**Set task:** Read the lines that follow and pick out every one containing the word "page".

------------------------------------------------------------

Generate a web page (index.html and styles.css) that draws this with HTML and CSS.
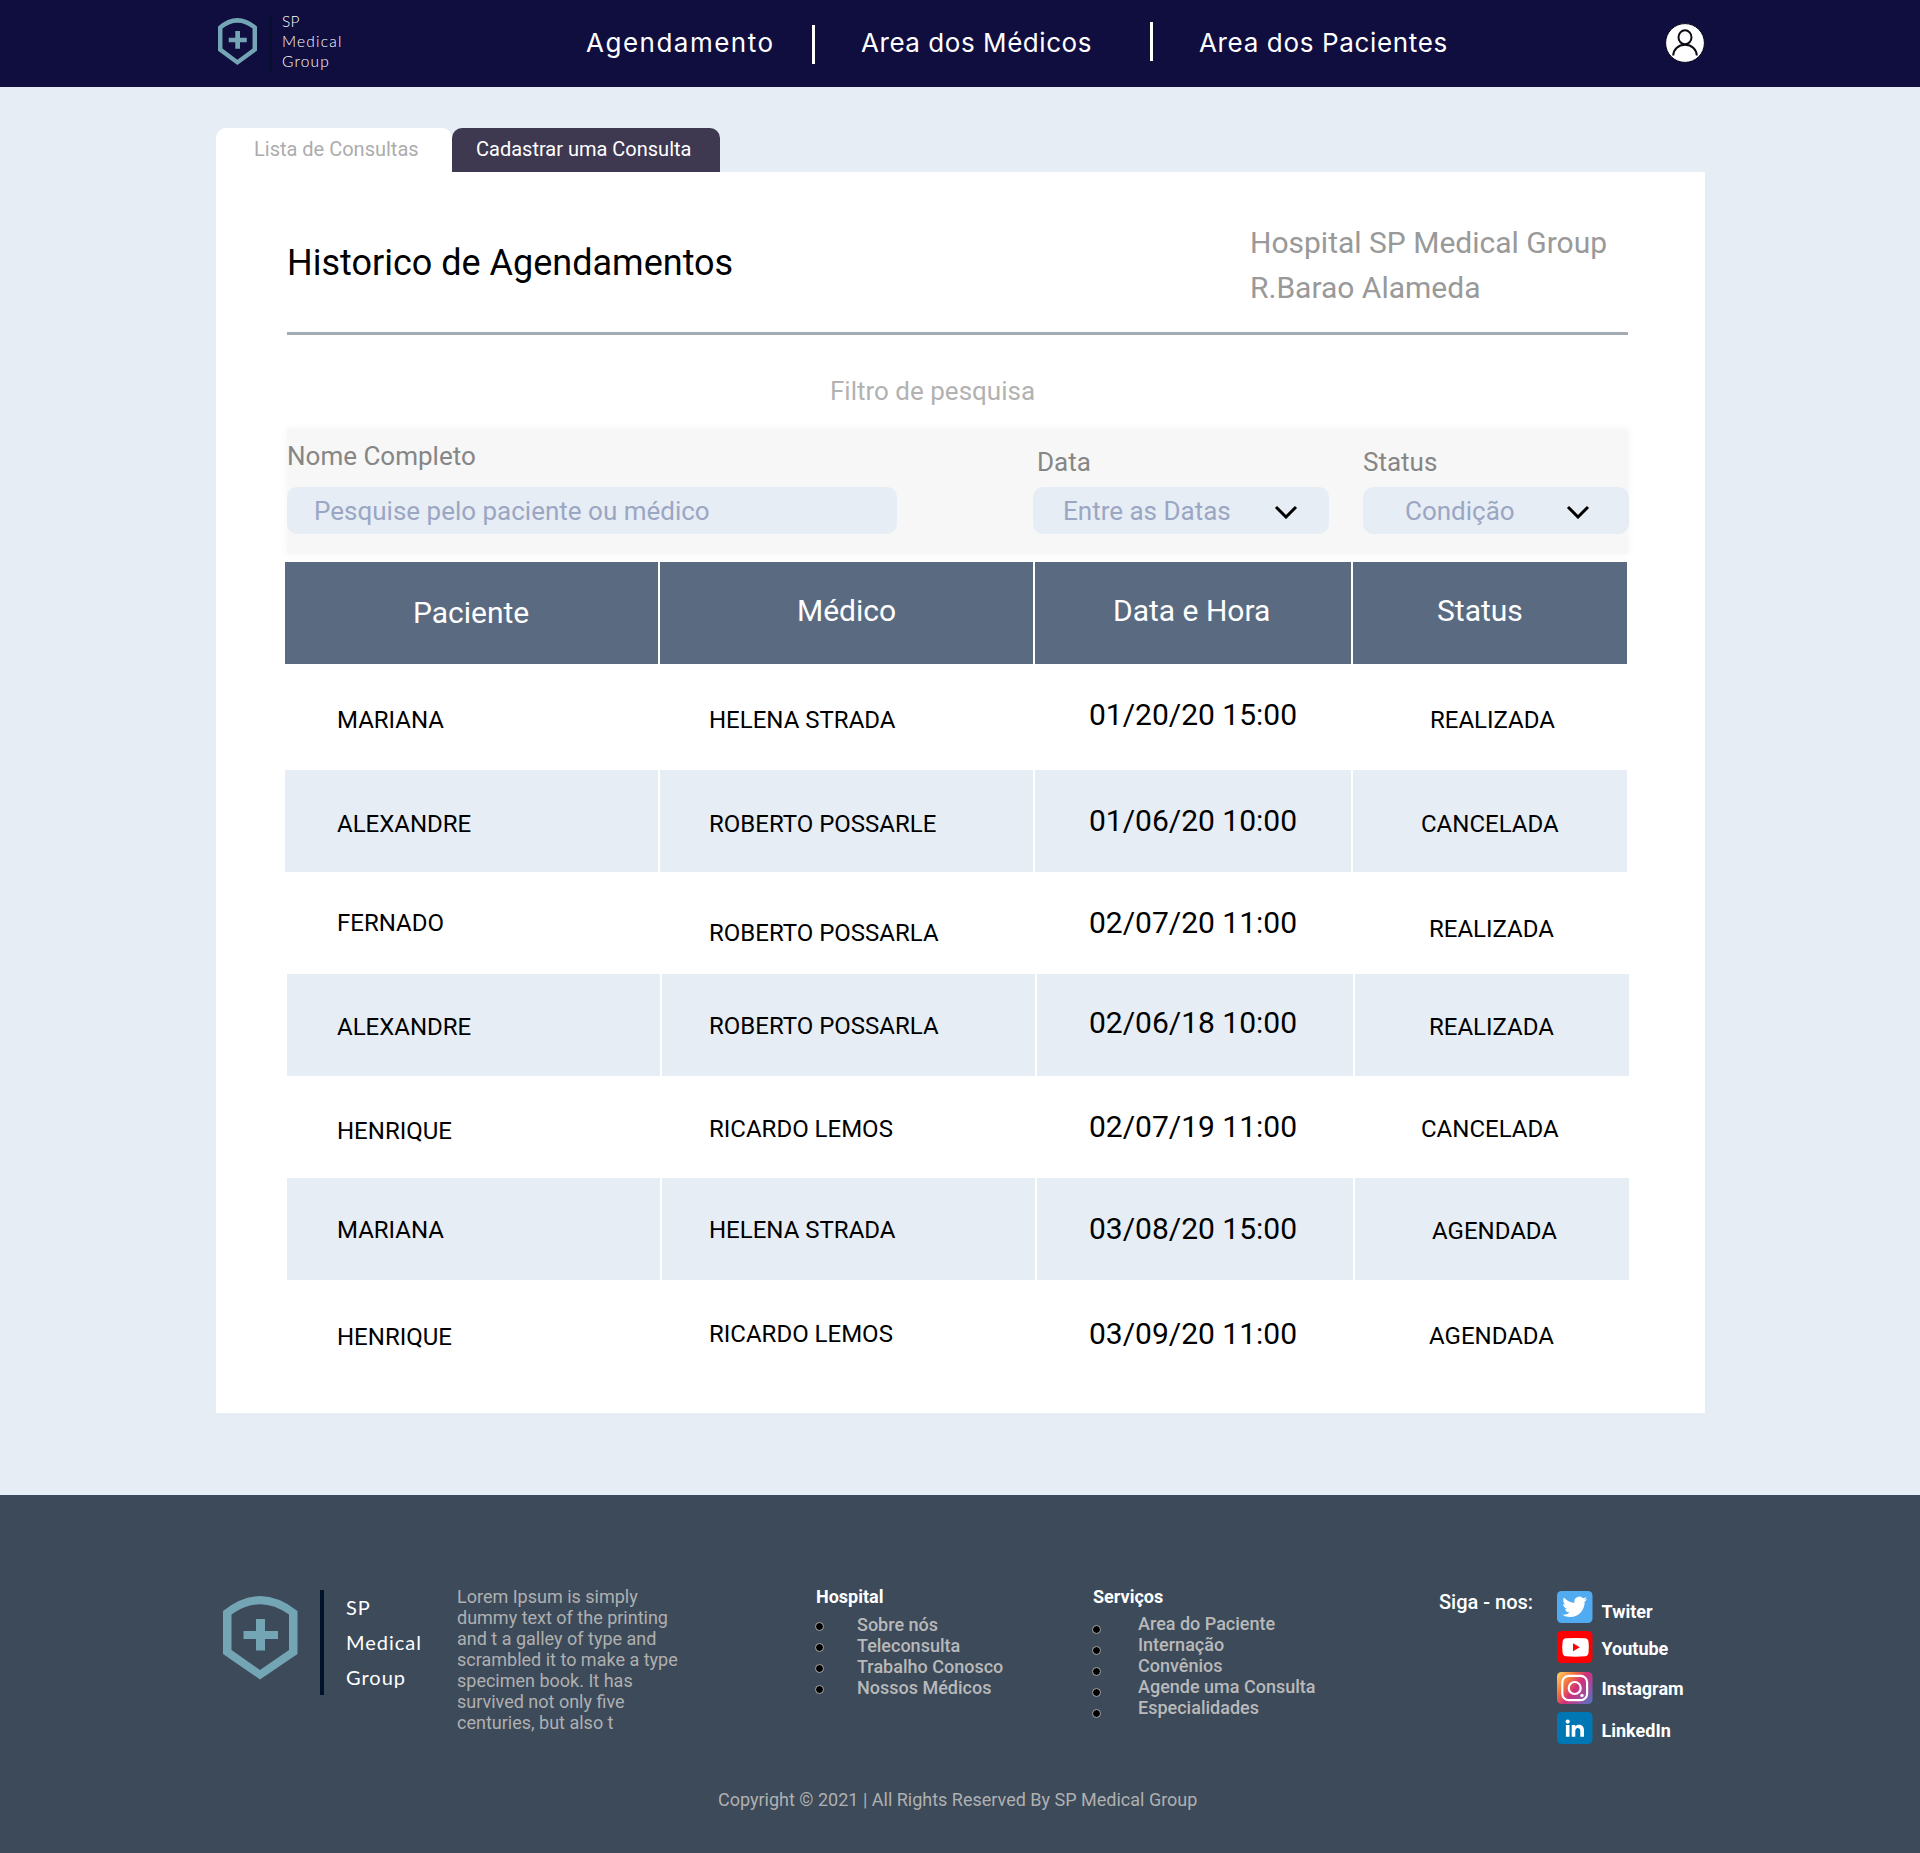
FILE: index.html
```html
<!DOCTYPE html>
<html lang="pt-BR">
<head>
<meta charset="utf-8">
<title>SP Medical Group</title>
<link rel="stylesheet" href="styles.css">
</head>
<body>
<header class="topbar">
  <div class="brand">
    <svg class="brand-mark" viewBox="0 0 74.5 83.5" preserveAspectRatio="none"><path fill="#74a5b5" fill-rule="evenodd" d="M0 15Q37-15 74.5 15V58L37 83.5 0 58ZM8.5 18.5V54L37 74 66 54V18.5Q37-2 8.5 18.5Z"/><path fill="#74a5b5" d="M33 23h9v12h13v8H42v11.500h-9V43H20.500v-8H33z"/></svg>
    <span class="brand-line"></span>
    <div class="brand-name"><span class="b1">SP</span><span class="b2">Medical</span><span class="b3">Group</span></div>
  </div>
  <nav class="menu">
    <a class="m1">Agendamento</a><i class="sep low"></i>
    <a class="m2">Area dos Médicos</a><i class="sep"></i>
    <a class="m3">Area dos Pacientes</a>
  </nav>
  <svg class="avatar" viewBox="0 0 40 40"><circle cx="20" cy="20" r="19.400" fill="#fff" stroke="#06061c" stroke-width="1"/><g fill="none" stroke="#0b0b14" stroke-width="2"><ellipse cx="20" cy="14.300" rx="6.500" ry="7"/><path d="M8.200 32.500C8.400 26.500 13 21.800 20 21.800S31.600 26.500 31.800 32.500"/></g></svg>
</header>

<main class="page">
  <div class="tabs"><a class="tab active">Lista de Consultas</a><a class="tab dark">Cadastrar uma Consulta</a></div>
  <section class="panel">
    <div class="heading">
      <h1>Historico de Agendamentos</h1>
      <p>Hospital SP Medical Group<br>R.Barao Alameda</p>
    </div>
    <h2>Filtro de pesquisa</h2>
    <div class="filters">
      <div class="field name"><label>Nome Completo</label><div class="box"><span>Pesquise pelo paciente ou médico</span></div></div>
      <div class="field date"><label>Data</label><div class="box"><span>Entre as Datas</span><svg class="chev" viewBox="0 0 24 14"><path d="M2 2l10 10L22 2"/></svg></div></div>
      <div class="field status"><label>Status</label><div class="box"><span>Condição</span><svg class="chev" viewBox="0 0 24 14"><path d="M2 2l10 10L22 2"/></svg></div></div>
    </div>
    <div class="table">
      <div class="row head"><div>Paciente</div><div>Médico</div><div>Data e Hora</div><div>Status</div></div>
      <div class="row r1"><div>MARIANA</div><div>HELENA STRADA</div><div>01/20/20 15:00</div><div>REALIZADA</div></div>
      <div class="row r2 tint"><div>ALEXANDRE</div><div>ROBERTO POSSARLE</div><div>01/06/20 10:00</div><div>CANCELADA</div></div>
      <div class="row r3"><div>FERNADO</div><div>ROBERTO POSSARLA</div><div>02/07/20 11:00</div><div>REALIZADA</div></div>
      <div class="row r4 tint shift"><div>ALEXANDRE</div><div>ROBERTO POSSARLA</div><div>02/06/18 10:00</div><div>REALIZADA</div></div>
      <div class="row r5"><div>HENRIQUE</div><div>RICARDO LEMOS</div><div>02/07/19 11:00</div><div>CANCELADA</div></div>
      <div class="row r6 tint shift"><div>MARIANA</div><div>HELENA STRADA</div><div>03/08/20 15:00</div><div>AGENDADA</div></div>
      <div class="row r7"><div>HENRIQUE</div><div>RICARDO LEMOS</div><div>03/09/20 11:00</div><div>AGENDADA</div></div>
    </div>
  </section>
</main>

<footer class="footer">
  <div class="footer-top">
    <svg class="footer-mark" viewBox="0 0 74.5 83.5"><path fill="#74a5b5" fill-rule="evenodd" d="M0 15Q37-15 74.5 15V58L37 83.5 0 58ZM8.500 18.500V54L37 74 66 54V18.500Q37-2 8.500 18.500Z"/><path fill="#74a5b5" d="M33 23h9v12h13v8H42v11.500h-9V43H20.500v-8H33z"/></svg>
    <span class="footer-line"></span>
    <div class="footer-name"><span class="b1">SP</span><span class="b2">Medical</span><span class="b3">Group</span></div>
    <p class="about">Lorem Ipsum is simply<br>dummy text of the printing<br>and t a galley of type and<br>scrambled it to make a type<br>specimen book. It has<br>survived not only five<br>centuries, but also t</p>
    <div class="links hospital">
      <h3>Hospital</h3>
      <ul><li>Sobre nós</li><li>Teleconsulta</li><li>Trabalho Conosco</li><li>Nossos Médicos</li></ul>
    </div>
    <div class="links services">
      <h3>Serviços</h3>
      <ul><li>Area do Paciente</li><li>Internação</li><li>Convênios</li><li>Agende uma Consulta</li><li>Especialidades</li></ul>
    </div>
    <div class="follow">Siga - nos:</div>
    <div class="social">
      <a class="s1"><svg viewBox="0 0 35.500 32"><rect width="35.500" height="32" rx="4.500" fill="#50abf1"/><path fill="#fff" transform="translate(5.200 3.300) scale(1.040)" d="M23.953 4.570a10 10 0 01-2.825.775 4.958 4.958 0 002.163-2.723c-.951.555-2.005.959-3.127 1.184a4.920 4.920 0 00-8.384 4.482C7.690 8.095 4.067 6.130 1.640 3.162a4.822 4.822 0 00-.666 2.475c0 1.710.870 3.213 2.188 4.096a4.904 4.904 0 01-2.228-.616v.060a4.923 4.923 0 003.946 4.827 4.996 4.996 0 01-2.212.085 4.936 4.936 0 004.604 3.417 9.867 9.867 0 01-6.102 2.105c-.390 0-.779-.023-1.170-.067a13.995 13.995 0 007.557 2.209c9.053 0 13.998-7.496 13.998-13.985 0-.210 0-.420-.015-.630A9.935 9.935 0 0024 4.590z"/></svg><span>Twiter</span></a>
      <a class="s2"><svg viewBox="0 0 35.500 32"><rect width="35.500" height="32" rx="4.500" fill="#f00"/><path fill="#fff" d="M9 7.300Q18.500 6.500 28 7.300Q31 7.500 31.500 10.500Q32.200 16 31.500 22Q31 25 28 25.300Q18.500 26 9 25.300Q6 25 5.600 22Q4.800 16 5.600 10.500Q6 7.500 9 7.300Z"/><path fill="#f00" d="M16 12.200l6.800 4-6.800 4z"/></svg><span>Youtube</span></a>
      <a class="s3"><svg viewBox="0 0 35.500 32"><defs><linearGradient id="ig" x1="0" y1="0.150" x2="1" y2="0.850"><stop offset="0" stop-color="#ffc45c"/><stop offset=".28" stop-color="#f2703f"/><stop offset=".52" stop-color="#d0307b"/><stop offset=".75" stop-color="#a14a9c"/><stop offset="1" stop-color="#5b6fc0"/></linearGradient></defs><rect width="35.500" height="32" rx="4.500" fill="url(#ig)"/><g fill="none" stroke="#fff" stroke-width="2.200"><rect x="5.300" y="3.800" width="24.800" height="24.400" rx="6.500"/><circle cx="17.700" cy="16" r="6"/></g><circle cx="25" cy="23.400" r="1.700" fill="#fff"/></svg><span>Instagram</span></a>
      <a class="s4"><svg viewBox="0 0 35.500 32"><rect width="35.500" height="32" rx="4.500" fill="#0077b5"/><circle cx="10.700" cy="9.600" r="2.100" fill="#fff"/><path fill="#fff" d="M8.900 13h3.600v11.700H8.900zM14.700 13h3.500v1.600c1.900-2.900 8.800-2.600 8.800 3.600v6.500h-3.700v-5.800c0-4-5-3.700-5 0v5.800h-3.600z"/></svg><span>LinkedIn</span></a>
    </div>
  </div>
  <p class="copyright">Copyright © 2021 | All Rights Reserved By SP Medical Group</p>
</footer>
</body>
</html>
```
FILE: styles.css
```css
* { box-sizing: border-box; margin: 0; padding: 0; }
body { background: #e6edf5; font-family: Roboto, "Liberation Sans", sans-serif; width: 1920px; }
span, a, label, h1, h2, h3, p, li { white-space: nowrap; }

/* top bar */
.topbar { height: 87px; background: #100d3f; display: flex; padding-left: 218px; color: #fff; }
.brand { display: flex; width: 368px; }
.brand-mark { width: 39px; height: 47px; margin-top: 18px; }
.brand-line { width: 2px; height: 58px; margin: 15px 10px 0 13px; background: #07102f; }
.brand-name, .footer-name { display: flex; flex-direction: column; font-family: Lato, sans-serif; font-weight: 400; }
.brand-name { font-size: 15.5px; line-height: 20px; padding-top: 11px; font-weight: 300; letter-spacing: 1.2px; }
.brand-name .b1 { letter-spacing: 0.3px; }
.menu { display: flex; width: 1079px; font-family: Inter, sans-serif; font-size: 26px; line-height: 40px; }
.menu a { padding-top: 23px; }
.m1 { width: 226px; letter-spacing: 1.5px; }
.m2, .m3 { margin-left: 46px; }
.m2 { width: 289px; letter-spacing: 0.55px; }
.m3 { letter-spacing: 0.65px; }
.sep { width: 3px; height: 39px; margin-top: 22px; background: #fff; }
.sep.low { margin-top: 25px; }
.avatar { width: 40px; height: 40px; margin-top: 23px; }

/* tabs and panel */
.page { padding: 41px 215px 0 216px; height: 1408px; }
.tabs { display: flex; height: 44px; font-size: 20px; line-height: 24px; }
.tab { height: 44px; padding-top: 9px; border-radius: 10px 10px 0 0; }
.tab.active { width: 236px; padding-left: 38px; background: #fff; color: #acacac; }
.tab.dark { width: 268px; padding-left: 24px; background: #3e3850; color: #fff; }
.panel { height: 1241px; background: #fff; }
.heading { display: flex; justify-content: space-between; height: 163px; margin: 0 77px 0 71px; border-bottom: 3px solid #a3abb5; }
.heading h1 { font-size: 36px; font-weight: 400; line-height: 42px; padding-top: 70px; }
.heading p { width: 378px; font-size: 30px; line-height: 45px; padding-top: 48px; color: #999; }
h2 { font-size: 26px; line-height: 30px; font-weight: 400; color: #b2b2b2; padding: 41px 0 0 614px; height: 94px; }

/* filters */
.filters { display: flex; height: 125px; margin: 0 77px 0 71px; background: #f7f7f7; box-shadow: 0 0 8px 1px #f7f7f7; font-size: 26px; line-height: 30px; }
.field { display: flex; flex-direction: column; flex: none; }
.field label { color: #868686; height: 46px; margin-top: 12px; }
.field .box { display: flex; height: 47px; border-radius: 10px; background: #e6edf5; color: #9ba6c3; padding-top: 9px; }
.name { width: 610px; }
.name .box { padding-left: 27px; }
.date { width: 296px; margin-left: 136px; }
.date label, .status label { padding-top: 6px; }
.date label { padding-left: 4px; }
.date .box { padding-left: 30px; }
.date span { width: 211px; }
.status { width: 266px; margin-left: 34px; }
.status .box { padding-left: 42px; }
.status span { width: 161px; }
.chev { width: 24px; height: 14px; margin-top: 9px; fill: none; stroke: #000; stroke-width: 3; }

/* table */
.table { margin: 8px 0 0 69px; font-size: 24px; line-height: 28px; }
.row { display: grid; grid-template-columns: 373px 373px 316px 273.5px; column-gap: 2px; height: 102px; }
.row > div { padding: var(--y) 0 0 var(--x); white-space: nowrap; }
.row > div:nth-child(1) { --x: 52px; }
.row > div:nth-child(2) { --x: 49px; }
.row > div:nth-child(3) { --x: 54px; font-size: 30px; line-height: 36px; }
.row > div:nth-child(4) { --x: 76px; }
.row.head > div { background: #5a6b81; color: #fff; font-size: 30px; line-height: 36px; --y: 31px; }
.row.head > div:nth-child(1) { --x: 128px; --y: 33px; }
.row.head > div:nth-child(2) { --x: 137px; }
.row.head > div:nth-child(3) { --x: 78px; }
.row.head > div:nth-child(4) { --x: 84px; }
.tint > div { background: #e6edf5; }
.row.shift { margin-left: 2px; }
.row.shift > div:nth-child(1) { --x: 50px; }
.row.shift > div:nth-child(2) { --x: 47px; }
.row.shift > div:nth-child(3) { --x: 52px; }
.row.shift > div:nth-child(4) { --x: 74px; }
.r1 { height: 106px; --y: 42px; }
.r1 > div:nth-child(3) { --y: 33px; }
.row.r1 > div:nth-child(4) { --x: 77px; }
.r2 { --y: 40px; }
.r2 > div:nth-child(3) { --y: 33px; }
.row.r2 > div:nth-child(4), .row.r5 > div:nth-child(4) { --x: 68px; }
.r3 { --y: 37px; }
.r3 > div:nth-child(2) { --y: 47px; }
.r3 > div:nth-child(3) { --y: 33px; }
.r3 > div:nth-child(4) { --y: 43px; }
.r4 { --y: 39px; }
.r4 > div:nth-child(2) { --y: 38px; }
.r4 > div:nth-child(3) { --y: 31px; }
.r5 { --y: 39px; }
.r5 > div:nth-child(1) { --y: 41px; }
.r5 > div:nth-child(3) { --y: 33px; }
.r6 { --y: 38px; }
.r6 > div:nth-child(3) { --y: 33px; }
.row.r6 > div:nth-child(4) { --x: 77px; --y: 39px; }
.r7 { --y: 43px; }
.r7 > div:nth-child(2) { --y: 40px; }
.r7 > div:nth-child(3) { --y: 36px; }
.r7 > div:nth-child(4) { --y: 42px; }

/* footer */
.footer { height: 358px; background: #3c4a5a; color: #b0b0b0; font-size: 18px; line-height: 21px; }
.footer-top { display: flex; height: 294px; padding: 91px 0 0 223px; }
.footer-mark { width: 74.5px; height: 83.5px; margin-top: 10px; flex: none; }
.footer-line { width: 4px; height: 105px; margin: 4px 22px 0 22.5px; background: #00132b; }
.footer-name { width: 111px; color: #fff; font-size: 20px; line-height: 35px; padding-top: 4px; letter-spacing: 1px; }
.about { width: 359px; }
.links h3 { font-size: 18px; font-weight: 700; color: #fff; height: 28px; }
.links ul { list-style: none; font-weight: 500; color: #b9b9b9; }
.links li { display: flex; height: 21px; }
.links li::before { content: ""; width: 7px; height: 7px; margin-top: 8px; border: 1px solid #aaa; border-radius: 50%; background: #000; }
.hospital { width: 277px; }
.hospital li::before { margin-right: 33px; }
.services { width: 346px; }
.services ul { margin-top: -1px; }
.services li::before { margin: 12px 37px 0 0; }
.links ul { margin-left: -1px; }
.follow { width: 118px; font-size: 20px; font-weight: 500; color: #fff; line-height: 24px; padding-top: 4px; }
.social { display: flex; flex-direction: column; gap: 8.300px; padding-top: 5px; }
.social a { display: flex; height: 32px; color: #fff; font-weight: 700; }
.social svg { width: 35.500px; height: 32px; margin-right: 9px; }
.social span { padding-top: 10px; }
.social .s2 span { padding-top: 7px; }
.social .s3 span { padding-top: 6px; }
.social .s4 span { padding-top: 8px; }
.copyright { padding-left: 718px; }
```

------------------------------------------------------------

**Written solution:**
Generate a web page (index.html and styles.css) that draws this with HTML and CSS.
<main class="page">
.page { padding: 41px 215px 0 216px; height: 1408px; }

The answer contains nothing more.